Imagine that you are looking at a 100 W lightbulb from 1 meter away. At any instant in
time there will be some number of photons which came from the lightbulb inside your eye. If the
area of your pupil is taken to be A = 0.5 [itex]cm^{2}[/itex] what is the energy associated with these photons?
Homework Equations
Area of a Sphere = 4[itex]\pi[/itex][itex]r^{2}[/itex]
The Attempt at a Solution
So far I have found:
First converting A to units of [itex]m^{2}[/itex]:
A = [itex]0.5 cm^{2} * \frac{1 m^{2}}{10000 cm^{2}} = 5 x 10^{-5} m^{2}[/itex]
Power/Area @ 1 meter = [itex]\frac{100W}{4\pi r^{2}}[/itex] = [itex]\frac{100W}{4\pi (1)^{2}}[/itex] = [itex]\frac{25}{\pi} \frac{W}{m^{2}}[/itex]
Then the power through the pupil:
P = [itex]A * \frac{25}{\pi} \frac{W}{m^{2}} = \frac{1.25}{\pi} mW[/itex]

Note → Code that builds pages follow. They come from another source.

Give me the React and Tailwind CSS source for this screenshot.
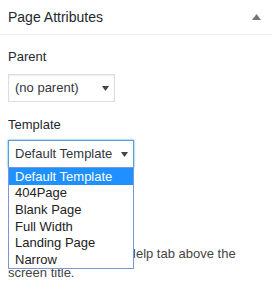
import React from 'react';

function Caret({ up = false, className = '' }) {
    return (
        <svg width="7" height="5" viewBox="0 0 7 5" className={className}>
            {up ? <polygon points="0,5 3.5,0 7,5" fill="currentColor" /> : <polygon points="0,0 7,0 3.5,5" fill="currentColor" />}
        </svg>
    );
}

const options = ['Default Template', '404Page', 'Blank Page', 'Full Width', 'Landing Page', 'Narrow'];

export default function App() {
    return (
        <div className="w-[272px] h-[290px] overflow-hidden bg-white text-[13px] text-[#23282d]" style={{ fontFamily: '"Liberation Sans", Arial, sans-serif' }}>
            <div className="flex h-[35px] items-center justify-between border-b border-[#eeeeee] pl-[8px] pr-[11px]">
                <h2 className="text-[14px] leading-[18px] text-[#23282d]">Page Attributes</h2>
                <svg width="9" height="6" viewBox="0 0 9 6" className="text-[#72777c]">
                    <polygon points="0,6 4.5,0 9,6" fill="currentColor" />
                </svg>
            </div>

            <div className="px-[8px] pt-[13px]">
                <p className="leading-[18px]">Parent</p>
                <div className="mt-[8px] flex h-[28px] w-[107px] items-center justify-between border border-[#dddddd] bg-white pl-[6px] pr-[5px] text-[#32373c] shadow-[inset_0_1px_2px_rgba(0,0,0,0.07)]">
                    <span>(no parent)</span>
                    <Caret className="text-[#444]" />
                </div>

                <p className="mt-[14px] leading-[18px]">Template</p>
                <div className="relative mt-[6px] w-[126px]">
                    <div className="flex h-[28px] items-center justify-between border border-[#5b9dd9] bg-white pl-[6px] pr-[5px] text-[#32373c] shadow-[0_0_2px_rgba(30,140,190,0.8)]">
                        <span>Default Template</span>
                        <Caret className="text-[#444]" />
                    </div>
                    <ul className="absolute left-0 top-[27px] z-10 grid h-[102px] w-[126px] grid-rows-6 border border-[#7b98d4] bg-white">
                        {options.map((o, i) => (
                            <li
                                key={o}
                                className={`flex items-center pl-[6px] leading-none ${i === 0 ? 'bg-[#1e90ff] text-white' : 'text-[#222]'}`}
                            >
                                {o}
                            </li>
                        ))}
                    </ul>
                </div>

                <p className="mt-[76px] w-[256px] leading-[19px] text-[#444]">
                    Need help? Use the Help tab above the screen title.
                </p>
            </div>
        </div>
    );
}
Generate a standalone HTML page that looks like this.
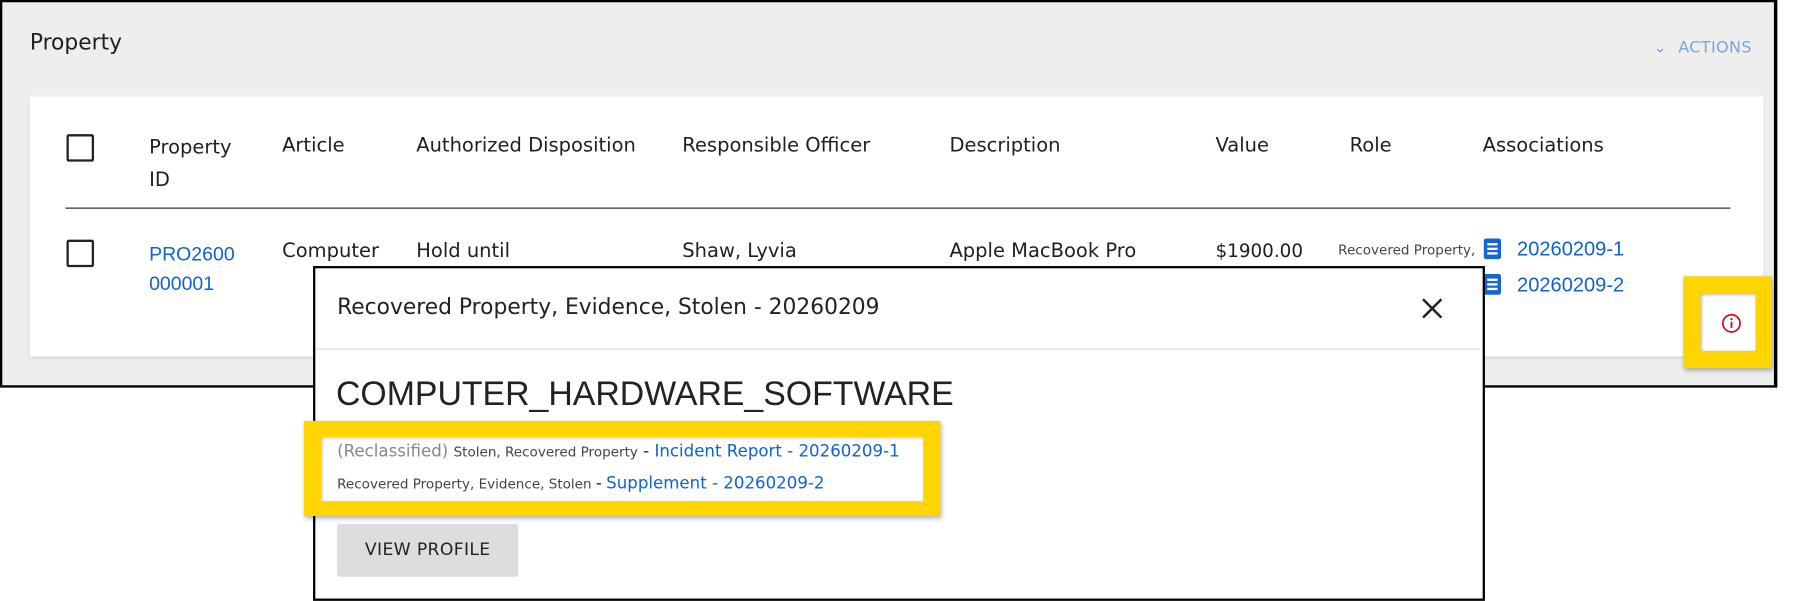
<!DOCTYPE html>
<html><head><meta charset="utf-8"><style>
html,body{margin:0;padding:0;background:#fff;width:1798px;height:600px;overflow:hidden}
#w{position:absolute;left:0;top:0;width:1568px;height:523px;transform:scale(1.14668);transform-origin:0 0;font-family:"DejaVu Sans","Liberation Sans",sans-serif;color:#1f1f1f}
.a{position:absolute;white-space:nowrap}
.lib{font-family:"Liberation Sans",Arial,sans-serif}
.panel{position:absolute;left:0;top:0;width:1545px;height:334px;background:#eeeeee;border:2px solid #000;border-right-width:3px}
.card{position:absolute;left:26px;top:84px;width:1512px;height:227px;background:#fff;box-shadow:0 1px 3px rgba(0,0,0,.15)}
.h{font-size:17px;color:#1f1f1f}
.cb{position:absolute;width:20px;height:20px;border:2px solid #222;border-radius:2px}
.lnk{color:#0f62d0}
.doc{position:absolute;width:15px;height:18px;background:#1565d8;border-radius:2px}
.doc i{position:absolute;left:3px;height:2px;width:9px;background:#fff}
</style></head><body><div id="w">
<div class="panel"></div>
<div class="a" style="left:26px;top:26px;font-size:19px;">Property</div>
<div class="a" style="left:1442px;top:34px;font-size:14px;color:#7aa3e0;letter-spacing:.3px">&#8964;&nbsp; ACTIONS</div>
<div class="card"></div>
<div class="cb" style="left:58px;top:117px"></div>
<div class="a h" style="left:130px;top:115px;line-height:28px">Property<br>ID</div>
<div class="a h" style="left:246px;top:117px">Article</div>
<div class="a h" style="left:363px;top:117px">Authorized Disposition</div>
<div class="a h" style="left:595px;top:117px">Responsible Officer</div>
<div class="a h" style="left:828px;top:117px">Description</div>
<div class="a h" style="left:1060px;top:117px">Value</div>
<div class="a h" style="left:1177px;top:117px">Role</div>
<div class="a h" style="left:1293px;top:117px">Associations</div>
<div class="a" style="left:57px;top:181px;width:1452px;height:1px;background:#222"></div>
<div class="cb" style="left:58px;top:209px"></div>
<div class="a lnk lib" style="left:130px;top:209px;line-height:26px;font-size:17px">PRO2600<br>000001</div>
<div class="a h" style="left:246px;top:209px">Computer</div>
<div class="a h" style="left:363px;top:209px">Hold until</div>
<div class="a h" style="left:595px;top:209px">Shaw, Lyvia</div>
<div class="a h" style="left:828px;top:209px">Apple MacBook Pro</div>
<div class="a h" style="left:1060px;top:209px;font-size:16px">$1900.00</div>
<div class="a" style="left:1167px;top:211px;font-size:11.8px;color:#444">Recovered Property,</div>
<div class="doc" style="left:1294px;top:208px"><i style="top:4px"></i><i style="top:8px"></i><i style="top:12px"></i></div>
<div class="a lnk lib" style="left:1323px;top:207px;font-size:17.5px">20260209-1</div>
<div class="doc" style="left:1294px;top:239px"><i style="top:4px"></i><i style="top:8px"></i><i style="top:12px"></i></div>
<div class="a lnk lib" style="left:1323px;top:238px;font-size:17.5px">20260209-2</div>
<div class="a" style="left:1468px;top:241px;width:77px;height:80px;background:#ffd500;box-shadow:1px 2px 4px rgba(0,0,0,.3)"></div>
<div class="a" style="left:1483px;top:256px;width:48px;height:50px;background:#fff;box-shadow:inset 1px 1px 3px rgba(0,0,0,.3)"></div>
<svg class="a" style="left:1501px;top:273px" width="18" height="18" viewBox="0 0 18 18"><circle cx="9" cy="9" r="7.5" fill="none" stroke="#d0101a" stroke-width="1.5"/><rect x="8.2" y="7.5" width="1.6" height="5.5" fill="#d0101a"/><circle cx="9" cy="5.3" r="1" fill="#d0101a"/></svg>
<div class="a" style="left:273px;top:232px;width:1018px;height:288px;background:#fff;border:2px solid #000"></div>
<div class="a" style="left:294px;top:257px;font-size:19px;color:#222">Recovered Property, Evidence, Stolen - 20260209</div>
<svg class="a" style="left:1239px;top:259px" width="20" height="20" viewBox="0 0 20 20"><path d="M2 2L18 18M18 2L2 18" stroke="#222" stroke-width="2.2"/></svg>
<div class="a" style="left:275px;top:304px;width:1016px;height:1px;background:#ddd"></div>
<div class="a lib" style="left:293px;top:327px;font-size:29.5px;color:#222">COMPUTER_HARDWARE_SOFTWARE</div>
<div class="a" style="left:265px;top:367px;width:555px;height:83px;background:#ffd500;box-shadow:1px 2px 4px rgba(0,0,0,.3)"></div>
<div class="a" style="left:280px;top:381px;width:525px;height:56px;background:#fff;box-shadow:inset 1px 1px 3px rgba(0,0,0,.25)"></div>
<div class="a" style="left:294px;top:386px;font-size:14.5px;color:#888">(Reclassified) <span style="font-size:11.8px;color:#444">Stolen, Recovered Property</span> <span style="color:#222">-</span> <span class="lnk">Incident Report - 20260209-1</span></div>
<div class="a" style="left:294px;top:414px;font-size:11.8px;color:#444">Recovered Property, Evidence, Stolen <span style="font-size:14.5px;color:#222">-</span> <span class="lnk" style="font-size:14.5px">Supplement - 20260209-2</span></div>
<div class="a" style="left:294px;top:457px;width:158px;height:46px;background:#dddddd;border-radius:2px"></div>
<div class="a" style="left:294px;top:470px;width:158px;text-align:center;font-size:15px;color:#222;letter-spacing:.3px">VIEW PROFILE</div>
</div></body></html>
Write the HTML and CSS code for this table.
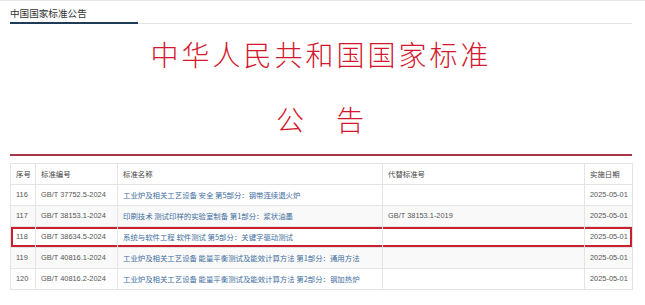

And here's where I am stuck. I know that a Watt is Joules/Sec and I am looking for units of Joules, but it says at any instant, so I do not have a time to multiply this answer by. I'm guessing I either need another equation to get to Joules, or I need to somehow take the limit of an integration as Δt → 0, however that route doesn't seem to be the intent of the question. Just need some direction at this point. Thanks.